WSU typically sends three or four teams to the competition, and they each have different areas of focus. The winning team was in the commercial category, Smith said.
The teams are given a real-life construction problem and asked to create a proposal for the sponsoring company, she said.
There were 12 other teams in the commercial category of the competition, she said.
“It emulates what we’d be doing in the future in the industry. It involves putting together a schedule, estimate and plans in terms of how the sites are going to look,” Smith said.
The team of six and two alternates trained since September in preparation for the competition, she said.
Jason Peschel, team coach and associate professor, divided some of the work up among the students based on their school, work or internship experience, said Austin Cornell, team member and senior construction major.
“When we originally [got] the team together, we [tried] to figure out where everyone’s at in terms of their skill level,” Smith said. “We also [spent] a few months practicing presentation skills because that’s super critical. The presentation is a big part of the overall score.”

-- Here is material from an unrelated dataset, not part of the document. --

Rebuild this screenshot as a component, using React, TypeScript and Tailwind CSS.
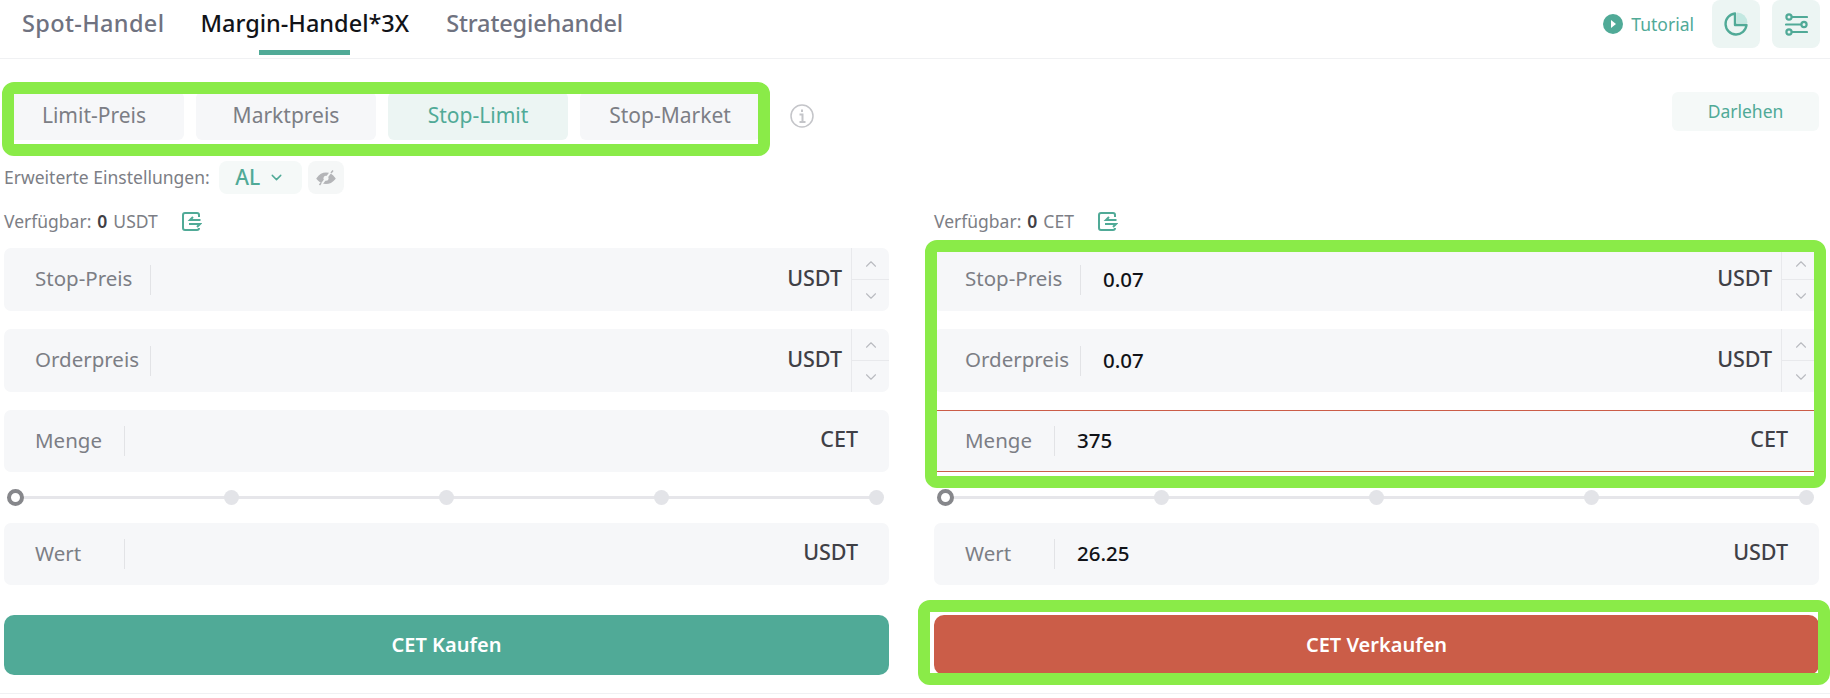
import { ChevronDown, ChevronUp } from 'lucide-react';

const FONT = "font-['Noto_Sans',sans-serif]";

function WalletIcon() {
  return (
    <svg width="20" height="19" viewBox="0 0 20 19" fill="none" stroke="#50aa97" strokeWidth="2">
      <path d="M17 5V3a2 2 0 0 0-2-2H3a2 2 0 0 0-2 2v13a2 2 0 0 0 2 2h12a2 2 0 0 0 2-2" />
      <path d="M18.5 8H8l3-3M7 12h11l-3 3" />
    </svg>
  );
}

function Field({
  label,
  unit,
  value,
  stepper,
  invalid,
  tall,
}: {
  label: string;
  unit: string;
  value?: string;
  stepper?: boolean;
  invalid?: boolean;
  tall?: boolean;
}) {
  return (
    <div
      className={`flex items-center bg-[#f6f7f9] overflow-hidden ${tall ? 'h-[63px]' : 'h-[62px]'} ${invalid ? 'border-y border-[#cb5d48] rounded-[2px]' : 'rounded-[7px]'}`}
    >
      <span className={`pl-[31px] pb-[2px] h-[30px] flex items-center border-r border-[#e2e3e6] text-[20.5px] text-[#7c7e85] whitespace-nowrap ${tall ? 'w-[147px]' : 'w-[121px]'}`}>
        {label}
      </span>
      <span className="flex-1 pl-[22px] pb-[1px] text-[20.5px] font-medium text-[#111318]">{value}</span>
      <span className={`pb-[3px] text-[21.5px] font-medium text-[#3f4046] ${stepper ? 'pr-[9px]' : 'pr-[31px]'}`}>{unit}</span>
      {stepper && (
        <div className="w-[38px] h-full flex flex-col border-l border-[#e8e9ec]">
          <div className="flex-1 flex items-center justify-center border-b border-[#e8e9ec]">
            <ChevronUp className="w-[18px] h-[18px] text-[#b9bbc0]" strokeWidth={1.5} />
          </div>
          <div className="flex-1 flex items-center justify-center">
            <ChevronDown className="w-[18px] h-[18px] text-[#b9bbc0]" strokeWidth={1.5} />
          </div>
        </div>
      )}
    </div>
  );
}

function Slider() {
  return (
    <div className="relative h-[51px] ml-[3px] mr-[5px] flex items-center justify-between">
      <div className="absolute left-[8px] right-[4px] top-[24px] h-[3px] bg-[#e6e6ea]" />
      <div className="relative w-[17px] h-[17px] rounded-full bg-white border-[4px] border-[#86878b]" />
      <div className="relative w-[15px] h-[15px] rounded-full bg-[#e3e4e8]" />
      <div className="relative w-[15px] h-[15px] rounded-full bg-[#e3e4e8]" />
      <div className="relative w-[15px] h-[15px] rounded-full bg-[#e3e4e8]" />
      <div className="relative w-[15px] h-[15px] rounded-full bg-[#e3e4e8]" />
    </div>
  );
}

function Available({ unit }: { unit: string }) {
  return (
    <div className="flex items-center h-[19px] mt-[18px] mb-[17px] text-[17.5px] text-[#7c7e85]">
      <span>Verfügbar:</span>
      <span className="ml-[6px] font-semibold text-[#3f4046]">0</span>
      <span className="ml-[6px]">{unit}</span>
      <span className="ml-[24px]">
        <WalletIcon />
      </span>
    </div>
  );
}

export default function App() {
  return (
    <div className={`w-[1830px] h-[698px] bg-white overflow-hidden ${FONT}`}>
      {/* Tabs */}
      <header className="h-[59px] flex justify-between pl-[22px] pr-[10px] border-b border-[#f0f1f3]">
        <nav className="flex pt-[6px] text-[23.5px] font-medium text-[#6f7280]">
          <span className="tracking-[0.35px]">Spot-Handel</span>
          <span className="relative ml-[36px] text-[#111318]">
            Margin-Handel*3X
            <span className="absolute left-[59px] top-[44px] w-[91px] h-[5px] bg-[#50aa97]" />
          </span>
          <span className="ml-[37px] tracking-[-0.15px]">Strategiehandel</span>
        </nav>
        <div className="flex items-start gap-[12px]">
          <div className="h-[48px] flex items-center gap-[8px] mr-[6px] text-[17.5px] text-[#50aa97]">
            <svg width="20" height="20" viewBox="0 0 20 20">
              <circle cx="10" cy="10" r="10" fill="#50aa97" />
              <path d="M8 6l5 4-5 4z" fill="white" />
            </svg>
            Tutorial
          </div>
          <div className="w-[48px] h-[48px] rounded-[8px] bg-[#ecf5f3] flex items-center justify-center">
            <svg width="24" height="24" viewBox="0 0 24 24" fill="none">
              <path d="M13 .5V11h10.5A10.5 10.5 0 0 0 13 .5z" fill="#c3e8e1" />
              <path d="M11 1.5A10.5 10.5 0 1 0 22.5 13H11z" stroke="#50aa97" strokeWidth="2.4" strokeLinejoin="round" />
            </svg>
          </div>
          <div className="w-[48px] h-[48px] rounded-[8px] bg-[#ecf5f3] flex items-center justify-center">
            <svg width="23" height="23" viewBox="0 0 23 23" fill="none" stroke="#50aa97" strokeWidth="2.2" strokeLinecap="round">
              <circle cx="4" cy="4" r="2.6" />
              <path d="M7 4h15" />
              <circle cx="19" cy="11.5" r="2.6" />
              <path d="M1 11.5h15" />
              <circle cx="4" cy="19" r="2.6" />
              <path d="M7 19h15" />
            </svg>
          </div>
        </div>
      </header>

      {/* Order type */}
      <div className="flex justify-between items-start mt-[33px] pl-[4px] pr-[11px]">
        <div className="flex items-center">
          <div className="relative flex gap-[12px] text-[21px] text-[#7c7e85]">
            <div className="w-[180px] h-[48px] rounded-[6px] bg-[#f6f7f9] flex items-center justify-center">Limit-Preis</div>
            <div className="w-[180px] h-[48px] rounded-[6px] bg-[#f6f7f9] flex items-center justify-center">Marktpreis</div>
            <div className="w-[180px] h-[48px] rounded-[6px] bg-[#ecf5f3] text-[#50aa97] flex items-center justify-center">Stop-Limit</div>
            <div className="w-[180px] h-[48px] rounded-[6px] bg-[#f6f7f9] flex items-center justify-center">Stop-Market</div>
            <div className="absolute -left-[2px] -right-[10px] -top-[10px] -bottom-[16px] border-[12px] border-[#8aeb48] rounded-[12px]" />
          </div>
          <svg className="ml-[30px]" width="24" height="24" viewBox="0 0 24 24" fill="none" stroke="#c4c5c9" strokeWidth="1.5">
            <circle cx="12" cy="12" r="11" />
            <path d="M12 5.5v2.500M9.500 10.500H12.500V18M9.500 18h6" strokeWidth="2" />
          </svg>
        </div>
        <div className="w-[147px] h-[39px] rounded-[6px] bg-[#f5f9f8] flex items-center justify-center text-[17.5px] text-[#50aa97]">
          Darlehen
        </div>
      </div>

      {/* Advanced settings */}
      <div className="flex items-center h-[33px] mt-[21px] pl-[4px] text-[17.5px] text-[#7c7e85]">
        <span>Erweiterte Einstellungen:</span>
        <div className="ml-[9px] w-[83px] h-[33px] rounded-[8px] bg-[#f5f9f8] flex items-center justify-center gap-[8px] text-[21px] font-medium text-[#50aa97]">
          AL
          <ChevronDown className="w-[17px] h-[17px]" strokeWidth={2} />
        </div>
        <div className="ml-[6px] w-[36px] h-[33px] rounded-[8px] bg-[#f5f7f7] flex items-center justify-center">
          <svg width="20" height="16" viewBox="0 0 20 16" fill="none" stroke="#b4b5b8" strokeWidth="2">
            <path d="M1.500 8.500C4 5 7 3.500 10 3.500s6 1.500 8.500 5c-2.500 3-5.500 4.500-8.500 4.500s-6-1.500-8.500-4.500z" fill="#b4b5b8" />
            <circle cx="10" cy="8.300" r="2.500" fill="#f5f7f7" stroke="none" />
            <path d="M15.500 1L5 15" stroke="#f5f7f7" strokeWidth="2" />
            <path d="M17 .5L15 3M5 13L3.500 15" strokeWidth="1.500" />
          </svg>
        </div>
      </div>

      {/* Buy / sell */}
      <div className="grid grid-cols-2 gap-[45px] pl-[4px] pr-[11px]">
        <div>
          <Available unit="USDT" />
          <div className="flex flex-col gap-[18px]">
            <Field label="Stop-Preis" unit="USDT" stepper tall />
            <Field label="Orderpreis" unit="USDT" stepper tall />
            <Field label="Menge" unit="CET" />
          </div>
          <Slider />
          <Field label="Wert" unit="USDT" />
          <div className="mt-[30px] h-[60px] rounded-[10px] bg-[#50aa97] flex items-center justify-center text-[20px] font-semibold text-white">
            CET Kaufen
          </div>
        </div>
        <div>
          <Available unit="CET" />
          <div className="relative flex flex-col gap-[18px]">
            <Field label="Stop-Preis" unit="USDT" value="0.07" stepper tall />
            <Field label="Orderpreis" unit="USDT" value="0.07" stepper tall />
            <Field label="Menge" unit="CET" value="375" invalid />
            <div className="absolute -left-[9px] -right-[7px] -top-[8px] -bottom-[16px] border-[12px] border-[#8aeb48] rounded-[12px]" />
          </div>
          <Slider />
          <Field label="Wert" unit="USDT" value="26.25" />
          <div className="relative mt-[30px] h-[60px] rounded-[10px] bg-[#cb5d48] flex items-center justify-center text-[20px] font-semibold text-white">
            CET Verkaufen
            <div className="absolute -left-[16px] -right-[11px] -top-[15px] -bottom-[10px] border-[12px] border-[#8aeb48] rounded-[12px]" />
          </div>
        </div>
      </div>

      <div className="mt-[18px] h-px bg-[#f0f1f3]" />
    </div>
  );
}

The team is given practice problems before the competition by industry partners like Exxon, Howard S. Wright and Mortenson, which are also based on real-life construction problems, Cornell said.

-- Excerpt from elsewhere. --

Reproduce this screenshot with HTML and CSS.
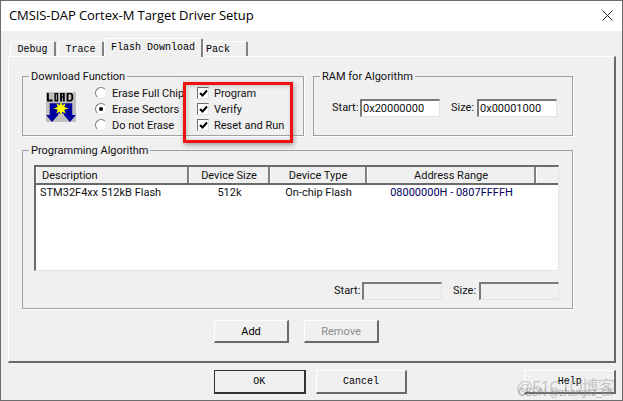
FILE: index.html
```html
<!DOCTYPE html>
<html lang="en">
<head>
  <meta charset="UTF-8">
  <title>CMSIS-DAP Cortex-M Target Driver Setup</title>
  <link rel="stylesheet" href="styles.css">
</head>
<body>
  <div class="window">
    <div class="titlebar">
      <span class="title-text">CMSIS-DAP Cortex-M Target Driver Setup</span>
      <svg class="close-icon" width="11" height="11" viewBox="0 0 11 11"><path d="M0.5 0.5L10.5 10.5M10.5 0.5L0.5 10.5" stroke="#222" fill="none"/></svg>
    </div>

    <div class="client">
      <div class="tabs">
        <div class="tab tab-debug">Debug</div>
        <div class="tab tab-trace">Trace</div>
        <div class="tab tab-active">Flash Download</div>
        <div class="tab tab-pack">Pack</div>
      </div>

      <div class="panel">
        <div class="top-row">
          <fieldset class="group group-download">
            <legend>Download Function</legend>
            <div class="download-body">
              <svg class="load-icon" width="30" height="30" viewBox="0 0 32 32">
                <rect x="0" y="0" width="32" height="32" fill="#c0c0c0"/>
                <path d="M1 10V1H3V8H7V10ZM9 1H13V10H9ZM10.500 2.500V8.500H11.500V2.500ZM15 10V1H20V10H18V6H17V10ZM17 2.500V4.500H18V2.500ZM22 1H27L29 3V8L27 10H22ZM24 2.500V8.500H26L27 7.500V3.500L26 2.500Z" fill="#000" fill-rule="evenodd"/>
                <path d="M13 12H19V23H13Z" fill="#0000a0"/>
                <path d="M4 12H13V24.500L6.500 32L0 24.500H4ZM19 12H28V24.500H32L25.500 32L19 24.500Z" fill="#0000a0"/>
                <path d="M16 10L17.500 14L21 12L19.500 16L24 17.500L19.500 19L21 23L17.500 21L16 25L14.500 21L11 23L12.500 19L8 17.500L12.500 16L11 12L14.500 14Z" fill="#ffff00"/>
              </svg>
              <div class="radios">
                <label class="opt"><span class="radio"></span>Erase Full Chip</label>
                <label class="opt"><span class="radio radio-on"></span>Erase Sectors</label>
                <label class="opt"><span class="radio"></span>Do not Erase</label>
              </div>
              <div class="checks">
                <label class="opt"><span class="check"><svg width="9" height="9" viewBox="0 0 9 9"><path d="M1 4L3.500 6.500L8 1.500" stroke="#000" stroke-width="2" fill="none"/></svg></span>Program</label>
                <label class="opt"><span class="check"><svg width="9" height="9" viewBox="0 0 9 9"><path d="M1 4L3.500 6.500L8 1.500" stroke="#000" stroke-width="2" fill="none"/></svg></span>Verify</label>
                <label class="opt"><span class="check"><svg width="9" height="9" viewBox="0 0 9 9"><path d="M1 4L3.500 6.500L8 1.500" stroke="#000" stroke-width="2" fill="none"/></svg></span>Reset and Run</label>
              </div>
            </div>
          </fieldset>

          <fieldset class="group group-ram">
            <legend>RAM for Algorithm</legend>
            <div class="ram-fields">
              <span class="field-label">Start:</span>
              <span class="input">0x20000000</span>
              <span class="field-label label-size">Size:</span>
              <span class="input">0x00001000</span>
            </div>
          </fieldset>
        </div>

        <fieldset class="group group-algo">
          <legend>Programming Algorithm</legend>
          <div class="list">
            <div class="list-head">
              <div class="col col-desc head-left">Description</div>
              <div class="col col-size">Device Size</div>
              <div class="col col-type">Device Type</div>
              <div class="col col-addr">Address Range</div>
              <div class="col col-rest"></div>
            </div>
            <div class="list-row">
              <div class="cell col-desc">STM32F4xx 512kB Flash</div>
              <div class="cell col-size">512k</div>
              <div class="cell col-type">On-chip Flash</div>
              <div class="cell col-addr addr-text">08000000H - 0807FFFFH</div>
            </div>
          </div>
          <div class="algo-fields">
            <span class="field-label">Start:</span>
            <span class="input input-off"></span>
            <span class="field-label label-size">Size:</span>
            <span class="input input-off"></span>
          </div>
        </fieldset>

        <div class="algo-buttons">
          <button class="btn btn-small">Add</button>
          <button class="btn btn-small btn-off">Remove</button>
        </div>
      </div>

      <div class="footer">
        <button class="btn btn-main btn-default">OK</button>
        <button class="btn btn-main">Cancel</button>
        <button class="btn btn-main btn-help">Help</button>
      </div>
    </div>

    <!-- red annotation on the screenshot -->
    <div class="highlight"></div>
    <div class="wm-big">@51CTO博客</div>
    <div class="wm-small">CSDN @zhangsz_sh</div>
  </div>
</body>
</html>
```

FILE: styles.css
```css
* {
  box-sizing: border-box;
}
html, body {
  margin: 0;
  padding: 0;
  overflow: hidden;
}
body {
  width: 623px;
  height: 401px;
  font-family: Roboto, "Liberation Sans", sans-serif;
  font-size: 11px;
  color: #111;
}
.window {
  position: relative;
  width: 623px;
  height: 401px;
  border: 1px solid #6d6d6d;
  overflow: hidden;
  background: #f0f0f0;
}

/* title bar */
.titlebar {
  height: 30px;
  background: #fff;
  display: flex;
  align-items: center;
  justify-content: space-between;
  padding: 0 9px 2px 8px;
}
.title-text {
  font-family: "Open Sans", sans-serif;
  font-size: 13px;
  letter-spacing: -0.08px;
  color: #000;
}

/* tabs */
.client {
  padding: 6px 6px 0 7px;
}
.tabs {
  display: flex;
  align-items: flex-end;
  height: 19px;
  padding-left: 2px;
}
.tab {
  font-family: "Liberation Mono", monospace;
  font-size: 10px;
  height: 15px;
  line-height: 15px;
  text-align: center;
  background: #f0f0f0;
  border-top: 1px solid #fff;
  border-left: 1px solid #fff;
  border-right: 2px solid #808080;
  border-radius: 2px 2px 0 0;
  color: #000;
}
.tab-debug {
  width: 46px;
  margin-right: 2px;
}
.tab-trace {
  width: 46px;
}
.tab-active {
  width: 99px;
  height: 19px;
  line-height: 17px;
  margin-bottom: -1px;
  position: relative;
  z-index: 1;
}
.tab-pack {
  width: 45px;
  padding-right: 14px;
}

/* main panel */
.panel {
  height: 307px;
  border: 1px solid;
  border-color: #fff #696969 #696969 #fff;
  border-right-width: 2px;
  border-bottom-width: 2px;
  padding: 13px 0 0 13px;
}
.top-row {
  display: flex;
  gap: 9px;
}
.group {
  margin: 0;
  padding: 0;
  border: 1px solid #a0a0a0;
  box-shadow: 1px 1px 0 #fff;
  min-width: 0;
}
.group legend {
  margin-left: 6px;
  padding: 0 2px;
  font-size: 11px;
  line-height: 13px;
}
.group-download {
  width: 282px;
  height: 66px;
}
.download-body {
  display: flex;
  align-items: flex-start;
  padding-top: 2px;
}
.load-icon {
  margin: 7px 0 0 23px;
  flex: none;
}
.radios {
  margin-left: 19px;
  width: 102px;
  flex: none;
}
.checks {
  flex: none;
}
.opt {
  display: flex;
  align-items: center;
  height: 16px;
  white-space: nowrap;
}
.radio {
  width: 12px;
  height: 12px;
  border-radius: 50%;
  background: #fff;
  border: 1px solid;
  border-color: #7d7d7d #e6e6e6 #e6e6e6 #7d7d7d;
  margin-right: 5px;
  flex: none;
  position: relative;
}
.radio-on::after {
  content: "";
  position: absolute;
  left: 3px;
  top: 3px;
  width: 4px;
  height: 4px;
  border-radius: 50%;
  background: #000;
}
.check {
  width: 12px;
  height: 12px;
  background: #fff;
  border: 1px solid;
  border-color: #6d6d6d #e4e4e4 #e4e4e4 #6d6d6d;
  margin-right: 5px;
  flex: none;
  display: flex;
  align-items: center;
  justify-content: center;
}
.group-ram {
  width: 260px;
  height: 66px;
}
.ram-fields {
  display: flex;
  padding: 16px 0 0 18px;
}
.field-label {
  width: 24px;
  line-height: 18px;
  margin-right: 4px;
  white-space: nowrap;
}
.label-size {
  width: 22px;
  margin-left: 11px;
}
.input {
  display: block;
  width: 80px;
  height: 18px;
  background: #fff;
  border: 1px solid;
  border-color: #7a7a7a #e3e3e3 #e3e3e3 #7a7a7a;
  border-width: 2px 1px 1px 2px;
  line-height: 15px;
  padding-left: 1px;
}
.input-off {
  background: #f0f0f0;
}

/* programming algorithm */
.group-algo {
  margin-top: 8px;
  width: 551px;
  height: 165px;
  padding-top: 8px;
}
.list {
  width: 525px;
  height: 106px;
  margin-left: 11px;
  background: #fff;
  border: 1px solid;
  border-color: #696969 #e4e4e4 #e4e4e4 #696969;
  border-width: 2px 1px 1px 2px;
}
.list-head {
  display: flex;
  height: 18px;
  background: #f0f0f0;
  border-bottom: 2px solid #696969;
}
.col {
  border-right: 2px solid #808080;
  border-left: 1px solid #fff;
  text-align: center;
  line-height: 17px;
}
.head-left {
  text-align: left;
  padding-left: 5px;
}
.col-desc { width: 153px; }
.col-size { width: 81px; text-align: center; }
.col-type { width: 97px; text-align: center; }
.col-addr { width: 169px; text-align: center; }
.col-rest { width: 22px; border-right: none; }
.list-row {
  display: flex;
  line-height: 15px;
}
.cell:first-child {
  padding-left: 4px;
}
.addr-text {
  color: #000060;
}
.algo-fields {
  display: flex;
  justify-content: flex-end;
  width: 525px;
  margin: 11px 0 0 11px;
}
.algo-buttons {
  display: flex;
  gap: 15px;
  margin: 11px 0 0 192px;
}

/* buttons */
.btn {
  font-family: Roboto, "Liberation Sans", sans-serif;
  font-size: 11px;
  padding: 0;
  background: #f0f0f0;
  color: #000;
  border: 1px solid;
  border-color: #fff #696969 #696969 #fff;
  border-right-width: 2px;
  border-bottom-width: 2px;
}
.btn-small {
  width: 75px;
  height: 23px;
}
.btn-off {
  color: #8c8c8c;
}
.footer {
  display: flex;
  margin: 7px 0 0 206px;
}
.btn-main {
  width: 92px;
  height: 24px;
  font-family: "Liberation Mono", monospace;
  font-size: 10px;
  margin-right: 10px;
}
.btn-default {
  border: 1px solid #333;
  border-right-width: 2px;
  border-bottom-width: 2px;
}
.btn-help {
  margin: 0 0 0 107px;
}

/* overlays */
.highlight {
  position: absolute;
  left: 182px;
  top: 81px;
  width: 110px;
  height: 61px;
  border: 3px solid #ee1111;
  box-shadow: 1px 2px 5px rgba(0, 0, 0, 0.35), inset 1px 1px 4px rgba(0, 0, 0, 0.2);
}
.wm-big {
  position: absolute;
  left: 515px;
  top: 372px;
  font-size: 17px;
  letter-spacing: -1px;
  white-space: nowrap;
  color: rgba(150, 150, 150, 0.45);
  font-family: "Liberation Sans", "Noto Sans CJK SC", sans-serif;
}
.wm-small {
  position: absolute;
  left: 517px;
  top: 386px;
  font-size: 10px;
  white-space: nowrap;
  color: rgba(120, 120, 120, 0.55);
  font-family: "Liberation Sans", sans-serif;
}
```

Cornell said he has wanted to be a part of the ASC competition since he joined the construction management program his freshman year.
“In preparation for the competition we do stuff every week, I was working four to six hours every week to try to get good at my role, which was subcontractor selection,” Cornell said.
WSU’s team has placed in the competition multiple times over the years, which is a testament to the construction management program’s strength, Smith said.
She said she thinks being able to make a name for WSU on the regional scale is important, especially for a program that is not large.
“It demonstrates how impressive the program is and how it prepares students for real-world application of the skills we’ve been developing in classes,” she said.